Six Feet Under
That’s My Dog

Episode Report Card
admin: F | 32 USERS: C-
Someone Left The Crack Out In The Rain

No, seriously. We get it, Opening Death Sequence. We know that you're all about the big fake-out, the zig when we think you're going to zag, the observation that even our own fragile mortalities are most entertainingly ripped away from us to the sound of the grim reaper pulling his hand away from what seemed an inevitable handshake but instead becomes the reaper smoothing the hair on the side of his head and yelling, "PSYCH!" We know that even the most precarious series of activities (hot tub, tequila, fat man sex, etc.) will eventually undercut our expectations for the scene. We know we know we know. So you don't have to pull the rug out from under us every week, okay? I look forward to this opening segment finally cannibalizing itself to the point where one caricature looks at another and observes among a series of unlikely near-death moments, "Man, this whole thing is turning into, like, a bad Six Feet Under opening." At which point, I will rise from my couch, stride over to my window, and leap through it, leaving an exact silhouette shape of myself behind, Looney Tunes-style. My fall will be broken by a woman wheeling a grocery cart, who will collapse to the ground below me, surprised but unharmed. The two of us will attract the attention of a passing motorist, who will watch us enacting our slapstick stunt and take his eyes momentarily off the road. When he looks back, we will note that he is about to strike a squirrel who has wandered in front of his car, so he'll swerve madly and barely miss hitting a crossing guard and a group of second graders who are just beginning to cross the street. Once safely on the other side of the street, one of the second graders will drop his lunch. Another child will pick it up and hand it to the crossing guard, who will instantly lapse into anaphylactic shock and die from a peanut allergy. The fucking end.
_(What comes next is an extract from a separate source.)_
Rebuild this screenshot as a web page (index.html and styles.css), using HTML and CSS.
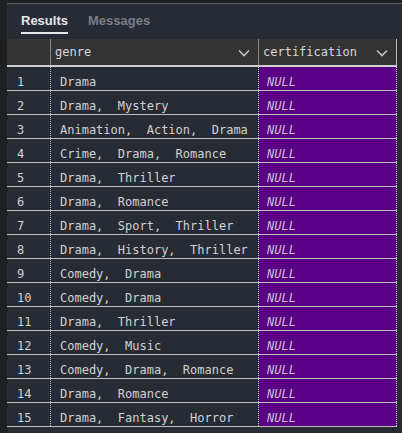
FILE: index.html
```html
<!DOCTYPE html>
<html>
<head>
<meta charset="utf-8">
<link rel="stylesheet" href="styles.css">
</head>
<body>
<div class="panel">
  <div class="tabs">
    <div class="tab active">Results</div>
    <div class="tab">Messages</div>
  </div>
  <div class="grid">
    <div class="hrow">
      <div class="hcell num"></div>
      <div class="hcell genre"><span>genre</span><svg class="chev" width="12" height="8" viewBox="0 0 12 8"><path d="M1 1.5 L6 6.5 L11 1.5" fill="none" stroke="#c4c4c4" stroke-width="1.6"/></svg></div>
      <div class="hcell cert"><span>certification</span><svg class="chev" width="12" height="8" viewBox="0 0 12 8"><path d="M1 1.5 L6 6.5 L11 1.5" fill="none" stroke="#c4c4c4" stroke-width="1.6"/></svg></div>
    </div>
    <div class="row"><div class="cell num">1</div><div class="cell genre">Drama</div><div class="cell cert">NULL</div></div>
    <div class="row"><div class="cell num">2</div><div class="cell genre">Drama,  Mystery</div><div class="cell cert">NULL</div></div>
    <div class="row"><div class="cell num">3</div><div class="cell genre">Animation,  Action,  Drama</div><div class="cell cert">NULL</div></div>
    <div class="row"><div class="cell num">4</div><div class="cell genre">Crime,  Drama,  Romance</div><div class="cell cert">NULL</div></div>
    <div class="row"><div class="cell num">5</div><div class="cell genre">Drama,  Thriller</div><div class="cell cert">NULL</div></div>
    <div class="row"><div class="cell num">6</div><div class="cell genre">Drama,  Romance</div><div class="cell cert">NULL</div></div>
    <div class="row"><div class="cell num">7</div><div class="cell genre">Drama,  Sport,  Thriller</div><div class="cell cert">NULL</div></div>
    <div class="row"><div class="cell num">8</div><div class="cell genre">Drama,  History,  Thriller</div><div class="cell cert">NULL</div></div>
    <div class="row"><div class="cell num">9</div><div class="cell genre">Comedy,  Drama</div><div class="cell cert">NULL</div></div>
    <div class="row"><div class="cell num">10</div><div class="cell genre">Comedy,  Drama</div><div class="cell cert">NULL</div></div>
    <div class="row"><div class="cell num">11</div><div class="cell genre">Drama,  Thriller</div><div class="cell cert">NULL</div></div>
    <div class="row"><div class="cell num">12</div><div class="cell genre">Comedy,  Music</div><div class="cell cert">NULL</div></div>
    <div class="row"><div class="cell num">13</div><div class="cell genre">Comedy,  Drama,  Romance</div><div class="cell cert">NULL</div></div>
    <div class="row"><div class="cell num">14</div><div class="cell genre">Drama,  Romance</div><div class="cell cert">NULL</div></div>
    <div class="row"><div class="cell num">15</div><div class="cell genre">Drama,  Fantasy,  Horror</div><div class="cell cert">NULL</div></div>
  </div>
</div>
</body>
</html>
```

FILE: styles.css
```css
html, body {
  margin: 0;
  padding: 0;
  background: #1f2023;
  height: 100%;
  overflow: hidden;
}

.panel {
  margin-left: 7px;
  margin-top: 3px;
  border-top: 1px solid #5a5d63;
  background: #272b33;
  height: 430px;
}

.tabs {
  display: flex;
  gap: 20px;
  height: 35px;
  padding-left: 14px;
  box-sizing: border-box;
  font-family: "Liberation Sans", Arial, sans-serif;
  font-weight: bold;
  font-size: 13px;
}

.tab {
  color: #7b7f87;
  padding-top: 9px;
  line-height: 15px;
  height: 30px;
  box-sizing: border-box;
}

.tab.active {
  color: #e6e6e6;
  border-bottom: 2px solid #e6e6e6;
  height: 30px;
}

.grid {
  width: 390px;
  font-family: "DejaVu Sans Mono", monospace;
  font-size: 12px;
  color: #d2d2d2;
}

.hrow {
  display: grid;
  grid-template-columns: 44px 208px 138px;
  height: 28px;
  background: #333333;
  border-bottom: 2px solid #cfcfcf;
  box-sizing: border-box;
}

.hcell {
  display: flex;
  align-items: center;
  justify-content: space-between;
  border-right: 1px solid #8a8a8a;
  line-height: 25px;
  height: 26px;
  padding-left: 4px;
  padding-right: 8px;
  color: #d8d8d8;
  white-space: pre;
}

.hcell.num {
  border-right-color: #8a8a8a;
}

.hcell.cert {
  border-right-color: #bdbdbd;
}

.chev {
  display: block;
  margin-top: 1px;
}

.row {
  display: grid;
  grid-template-columns: 44px 208px 138px;
  height: 24px;
  border-bottom: 1px solid #bdbdbd;
  box-sizing: border-box;
}

.cell {
  border-right: 1px dotted #d0d0d0;
  padding-top: 7px;
  line-height: 16px;
  white-space: pre;
  overflow: hidden;
}

.cell.num {
  padding-left: 10px;
  border-right-color: #bdbdbd;
}

.cell.genre {
  padding-left: 9px;
}

.cell.cert {
  background: #5a0087;
  padding-left: 8px;
  font-style: italic;
  color: #cbc3d3;
}
```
Anyway, on to the actual show.

A young girl pets an adorable kitten. From seeming nowhere, an axe hurls itself into the frame and lodges itself in the child's back.

No, I'm kidding again. But don't tell me it's not possible.

The sounds of it's-not-murder screaming come from somewhere off-camera as we pan across a large outdoor swimming pool. Because this show is not to be taken the slightest bit seriously anymore ever, the crew must have found it simply hilarious that the prop department found a tiny floating life preserver coaster and placed a mixed drink in a plastic cup floating on top of it. The sound of screaming (my screaming, their screaming, everyone screaming for ice cream-ing) grows louder as we pan toward the origin of the sound. Inside an adjoining hot tub, we find dirty, dirty coitus. A large bottle of what I guess is moonshine (because it has no label) or caramel (because, fat guy) sits on the ledge of the hot tub, while inside it said gentleman grunts on top of a shrieking female. Lucky, we've checked in right near the end -- OF HER LIFE! -- and also or their dirty, godless love. He rolls off of her and she slaps her tingling legs awake again, while he breathes heavily -- BECAUSE HE'S ABOUT TO HAVE A HEART ATTACK! -- and tells her, "You went a little Showgirls on me there. Not that I'm complaining." Why, is there some kind of hot tub ombudsman who we can lodge formal complaints to on behalf of the searing pain currently jetting around my cornea? Because I'd be interested in writing some kind of strongly worded letter, if possible, provided I didn't slip on the pencil and accidentally jab it into my wrist, causing me to die of lead poisoning before I even got to the post office.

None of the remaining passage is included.